だが、最初から順風満帆だったわけではない。殻を破りきれず、結果も出ないまま。モヤモヤする毎日をなんとか打ち破りたいと覚悟を決め、2年目には佐藤二朗野手コーチ(当時)の助言を得ながら打撃改造に着手。技術面はもちろん、メンタル面やトレーニング方法も含め、「全部をぶち壊して、もう一度新たに積み上げることにしました」と振り返る。
効果は覿面だった。体重を10キロ増やしたことでパワフルな打球が飛ぶようになり、打席で冷静さを保つことで確実性もアップ。頼れる4番打者として、2023年の第94回都市対抗野球大会ではヤマハの準優勝に大きく貢献し、敢闘賞にあたる久慈賞を受賞した。
「日本代表との距離が縮まり、イメージできるようになった」
その年、JABA選抜として参加した台湾ウインターリーグ・ベースボールでも、首位打者と最多安打の2冠を獲得。着実な成長を続けていく中で、いつしか日本代表は遠くない、目指すべき場所となっていた。
「社会人に入ってからウインターリーグや代表候補合宿にも参加させていただき、色々と経験することができた。経験が重なるにつれて、日本代表との距離が縮まり、(自分が入る)イメージができるようになったんです。そうした流れの中で選出していただき、本当にうれしい気持ちと、日の丸を背負う上に3番(打者)を任された責任とが半々でしたね。舞い上がる気持ちはありませんでしたし、チーム内での立ち位置や、対戦相手によってどういうプレーをするべきか、イメージしながら準備できました」
川口監督をはじめ、チームを支えるスタッフのサポートもあり、大会では「思い切ってやれたのが一番です。失敗した後のことは考えずに、思い切ってプレーできる環境を作っていただけました」と大活躍。その中でも、強豪として鳴らす韓国、チャイニーズ・タイペイとの対戦は、さらなる成長の必要を痛感する良い刺激になったという。
「韓国もチャイニーズ・タイペイも、投手は当たり前のように150キロを超える球を投げてきて、155キロを超えるような投手が何人もいる。本当に世界と戦うには小細工ではなく、しっかりとパワー対パワーで勝てるフィジカルと技術を、日頃から磨いていかないと絶対に通用しないと思いました。
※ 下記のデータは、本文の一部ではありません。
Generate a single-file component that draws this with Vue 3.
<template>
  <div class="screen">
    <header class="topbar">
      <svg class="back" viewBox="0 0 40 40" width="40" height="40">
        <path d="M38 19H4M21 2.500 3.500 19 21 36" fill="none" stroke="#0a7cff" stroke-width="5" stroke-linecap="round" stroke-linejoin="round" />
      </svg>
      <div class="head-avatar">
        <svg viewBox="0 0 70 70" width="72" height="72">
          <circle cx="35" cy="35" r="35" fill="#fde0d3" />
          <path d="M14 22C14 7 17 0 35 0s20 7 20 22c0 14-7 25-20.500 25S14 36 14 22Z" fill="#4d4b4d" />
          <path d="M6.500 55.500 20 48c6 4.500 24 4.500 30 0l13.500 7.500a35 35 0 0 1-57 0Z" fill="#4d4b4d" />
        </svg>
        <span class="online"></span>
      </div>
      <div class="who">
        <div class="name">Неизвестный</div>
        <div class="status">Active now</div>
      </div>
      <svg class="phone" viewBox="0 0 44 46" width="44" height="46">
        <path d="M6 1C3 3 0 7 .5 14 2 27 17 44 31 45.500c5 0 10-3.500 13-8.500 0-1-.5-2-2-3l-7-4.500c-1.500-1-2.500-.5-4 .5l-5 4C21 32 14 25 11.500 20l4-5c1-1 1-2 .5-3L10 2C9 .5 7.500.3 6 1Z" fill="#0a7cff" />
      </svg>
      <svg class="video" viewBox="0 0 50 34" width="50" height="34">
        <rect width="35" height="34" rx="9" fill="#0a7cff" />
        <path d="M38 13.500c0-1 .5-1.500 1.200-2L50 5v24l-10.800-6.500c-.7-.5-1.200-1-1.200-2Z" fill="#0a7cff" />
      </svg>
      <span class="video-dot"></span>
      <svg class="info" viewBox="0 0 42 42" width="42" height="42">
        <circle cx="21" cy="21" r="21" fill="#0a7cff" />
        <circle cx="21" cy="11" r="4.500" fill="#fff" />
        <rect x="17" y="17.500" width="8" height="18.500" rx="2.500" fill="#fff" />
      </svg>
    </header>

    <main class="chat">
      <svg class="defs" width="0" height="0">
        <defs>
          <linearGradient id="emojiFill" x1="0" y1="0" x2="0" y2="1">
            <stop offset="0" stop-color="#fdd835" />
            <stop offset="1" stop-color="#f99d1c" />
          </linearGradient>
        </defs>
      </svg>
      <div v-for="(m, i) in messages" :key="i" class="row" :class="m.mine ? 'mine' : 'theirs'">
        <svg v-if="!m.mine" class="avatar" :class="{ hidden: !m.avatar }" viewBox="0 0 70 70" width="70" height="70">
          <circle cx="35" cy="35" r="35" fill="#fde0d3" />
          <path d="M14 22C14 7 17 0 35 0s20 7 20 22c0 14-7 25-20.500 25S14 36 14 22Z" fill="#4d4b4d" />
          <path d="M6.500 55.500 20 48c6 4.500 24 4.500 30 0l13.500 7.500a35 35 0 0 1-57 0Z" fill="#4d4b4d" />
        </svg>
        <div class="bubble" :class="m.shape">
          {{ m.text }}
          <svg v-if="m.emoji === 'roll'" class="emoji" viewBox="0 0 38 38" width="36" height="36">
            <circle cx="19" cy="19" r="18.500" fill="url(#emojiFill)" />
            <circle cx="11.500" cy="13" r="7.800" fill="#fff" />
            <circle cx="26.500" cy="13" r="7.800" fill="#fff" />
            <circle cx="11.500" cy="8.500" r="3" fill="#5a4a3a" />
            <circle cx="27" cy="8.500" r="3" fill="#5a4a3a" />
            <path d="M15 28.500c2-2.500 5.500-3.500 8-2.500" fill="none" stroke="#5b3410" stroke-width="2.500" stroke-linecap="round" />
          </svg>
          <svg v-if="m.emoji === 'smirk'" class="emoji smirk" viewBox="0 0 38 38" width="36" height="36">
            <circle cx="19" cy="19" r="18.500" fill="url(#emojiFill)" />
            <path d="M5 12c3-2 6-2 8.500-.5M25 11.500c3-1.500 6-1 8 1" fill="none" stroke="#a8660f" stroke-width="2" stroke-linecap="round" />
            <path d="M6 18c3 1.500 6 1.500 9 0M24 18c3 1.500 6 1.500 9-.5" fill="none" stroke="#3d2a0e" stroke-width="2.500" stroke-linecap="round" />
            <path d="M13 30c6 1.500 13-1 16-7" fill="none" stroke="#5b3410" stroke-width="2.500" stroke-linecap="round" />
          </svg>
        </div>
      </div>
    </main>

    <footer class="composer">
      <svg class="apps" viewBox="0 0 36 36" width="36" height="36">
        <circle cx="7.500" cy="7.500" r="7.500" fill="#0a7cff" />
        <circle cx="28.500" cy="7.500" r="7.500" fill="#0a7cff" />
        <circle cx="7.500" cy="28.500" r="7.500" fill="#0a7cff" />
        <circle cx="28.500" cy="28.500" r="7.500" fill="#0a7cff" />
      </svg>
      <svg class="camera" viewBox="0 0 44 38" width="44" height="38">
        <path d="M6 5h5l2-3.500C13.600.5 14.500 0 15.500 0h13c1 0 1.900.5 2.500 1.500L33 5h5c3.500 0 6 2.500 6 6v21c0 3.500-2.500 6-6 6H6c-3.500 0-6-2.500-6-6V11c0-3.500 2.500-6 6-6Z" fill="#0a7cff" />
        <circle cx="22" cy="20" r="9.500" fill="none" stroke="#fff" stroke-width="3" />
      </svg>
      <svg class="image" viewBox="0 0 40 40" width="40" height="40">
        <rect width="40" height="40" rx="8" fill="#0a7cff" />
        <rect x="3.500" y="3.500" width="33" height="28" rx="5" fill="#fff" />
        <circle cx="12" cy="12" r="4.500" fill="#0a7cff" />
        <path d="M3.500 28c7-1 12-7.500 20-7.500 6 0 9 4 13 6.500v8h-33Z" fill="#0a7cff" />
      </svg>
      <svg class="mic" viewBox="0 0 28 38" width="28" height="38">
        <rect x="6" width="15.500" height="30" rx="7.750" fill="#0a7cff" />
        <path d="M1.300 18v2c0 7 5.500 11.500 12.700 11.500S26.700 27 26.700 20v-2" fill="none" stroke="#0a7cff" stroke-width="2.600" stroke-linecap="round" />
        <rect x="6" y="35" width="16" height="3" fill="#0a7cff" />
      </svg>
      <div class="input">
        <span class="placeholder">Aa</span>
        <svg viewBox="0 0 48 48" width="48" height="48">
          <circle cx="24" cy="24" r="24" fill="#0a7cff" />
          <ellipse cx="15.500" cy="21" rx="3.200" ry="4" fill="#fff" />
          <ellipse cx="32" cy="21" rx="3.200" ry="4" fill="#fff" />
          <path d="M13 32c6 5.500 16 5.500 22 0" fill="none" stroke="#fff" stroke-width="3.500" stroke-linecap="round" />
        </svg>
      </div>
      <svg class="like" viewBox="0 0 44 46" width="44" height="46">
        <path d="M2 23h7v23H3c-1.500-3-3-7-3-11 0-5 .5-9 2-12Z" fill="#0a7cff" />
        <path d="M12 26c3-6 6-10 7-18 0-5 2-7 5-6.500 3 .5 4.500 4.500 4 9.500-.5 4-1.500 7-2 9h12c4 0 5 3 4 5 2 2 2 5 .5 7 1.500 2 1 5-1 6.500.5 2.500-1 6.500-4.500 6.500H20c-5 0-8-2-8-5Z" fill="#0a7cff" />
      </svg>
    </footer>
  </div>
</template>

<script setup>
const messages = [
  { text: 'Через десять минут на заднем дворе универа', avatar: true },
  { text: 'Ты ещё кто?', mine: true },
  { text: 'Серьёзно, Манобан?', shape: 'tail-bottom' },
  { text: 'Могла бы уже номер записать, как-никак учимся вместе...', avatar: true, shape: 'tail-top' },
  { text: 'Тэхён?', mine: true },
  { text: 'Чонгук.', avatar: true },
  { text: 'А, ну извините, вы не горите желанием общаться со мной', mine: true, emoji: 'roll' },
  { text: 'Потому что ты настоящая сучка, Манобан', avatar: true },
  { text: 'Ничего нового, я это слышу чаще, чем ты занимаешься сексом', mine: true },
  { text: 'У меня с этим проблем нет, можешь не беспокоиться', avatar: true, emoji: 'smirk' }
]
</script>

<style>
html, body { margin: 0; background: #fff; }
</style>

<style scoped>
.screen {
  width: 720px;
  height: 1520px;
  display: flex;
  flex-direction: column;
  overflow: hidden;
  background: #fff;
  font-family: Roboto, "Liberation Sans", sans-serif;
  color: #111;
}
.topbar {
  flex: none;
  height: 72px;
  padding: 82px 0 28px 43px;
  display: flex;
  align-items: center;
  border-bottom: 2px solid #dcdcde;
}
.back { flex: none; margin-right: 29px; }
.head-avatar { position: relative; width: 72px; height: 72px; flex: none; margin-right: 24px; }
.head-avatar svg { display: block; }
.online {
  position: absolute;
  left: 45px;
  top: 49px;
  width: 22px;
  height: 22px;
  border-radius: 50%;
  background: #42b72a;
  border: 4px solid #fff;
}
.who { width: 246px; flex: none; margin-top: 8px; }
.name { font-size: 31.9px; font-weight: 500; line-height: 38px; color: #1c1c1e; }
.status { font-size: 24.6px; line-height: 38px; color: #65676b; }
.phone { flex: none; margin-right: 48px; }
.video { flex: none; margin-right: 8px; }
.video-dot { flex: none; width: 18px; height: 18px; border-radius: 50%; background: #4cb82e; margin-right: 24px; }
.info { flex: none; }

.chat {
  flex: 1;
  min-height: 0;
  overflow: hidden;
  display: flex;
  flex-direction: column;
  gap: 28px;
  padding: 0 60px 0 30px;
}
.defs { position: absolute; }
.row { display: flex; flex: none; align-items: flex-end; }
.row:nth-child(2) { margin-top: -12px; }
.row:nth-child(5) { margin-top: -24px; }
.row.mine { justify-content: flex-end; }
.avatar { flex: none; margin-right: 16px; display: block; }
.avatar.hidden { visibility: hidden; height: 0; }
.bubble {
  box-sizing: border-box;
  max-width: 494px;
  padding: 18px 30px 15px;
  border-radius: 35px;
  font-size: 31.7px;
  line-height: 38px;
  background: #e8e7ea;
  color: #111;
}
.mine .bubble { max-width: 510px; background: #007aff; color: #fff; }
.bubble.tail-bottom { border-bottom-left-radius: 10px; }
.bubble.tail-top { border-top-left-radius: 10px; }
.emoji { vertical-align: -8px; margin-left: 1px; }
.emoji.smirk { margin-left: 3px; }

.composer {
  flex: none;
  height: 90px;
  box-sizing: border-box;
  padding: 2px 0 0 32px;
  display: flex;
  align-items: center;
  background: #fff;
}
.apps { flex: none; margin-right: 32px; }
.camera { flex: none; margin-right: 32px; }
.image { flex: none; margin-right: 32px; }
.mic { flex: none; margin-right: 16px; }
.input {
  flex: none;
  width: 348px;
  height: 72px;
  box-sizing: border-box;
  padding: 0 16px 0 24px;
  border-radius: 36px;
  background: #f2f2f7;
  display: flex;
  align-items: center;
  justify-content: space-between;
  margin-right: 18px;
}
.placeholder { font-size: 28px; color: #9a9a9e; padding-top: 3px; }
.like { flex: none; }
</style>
今回の大会で改めて感じたところです」
侍ジャパンで得た経験をチームに還元「自分にとって大きな意味を持つ」
同時に、普段はライバルとして火花を散らす他チームの選手たちと、短期間ではあるがチームメイトとして時間を共有し、得た気付きもあった。
「やっぱりチームによって色々な雰囲気がありますから、それぞれのチームで当たり前のこと、大事にしていることを感じられました。例えば、今回はトヨタ自動車の選手が結構多かったので、トヨタ自動車での当たり前が何かが見えてくる。その中で良いところは、チームに戻ってからしっかり繋げていきたいと思いました。社会人野球は個人よりもチームとして勝つことが大事。代表で経験したことをチームに持ち帰って還元することが、自分にとって大きな意味を持っています」
ヤマハは10月28日に開幕する第50回社会人野球日本選手権で、2016年以来2度目となる優勝を目指す。熾烈なトーナメント戦を勝ち上がる中で、網谷選手が日本代表から持ち帰った経験と刺激は、チームにとってもかけがえのない財産となるはずだ。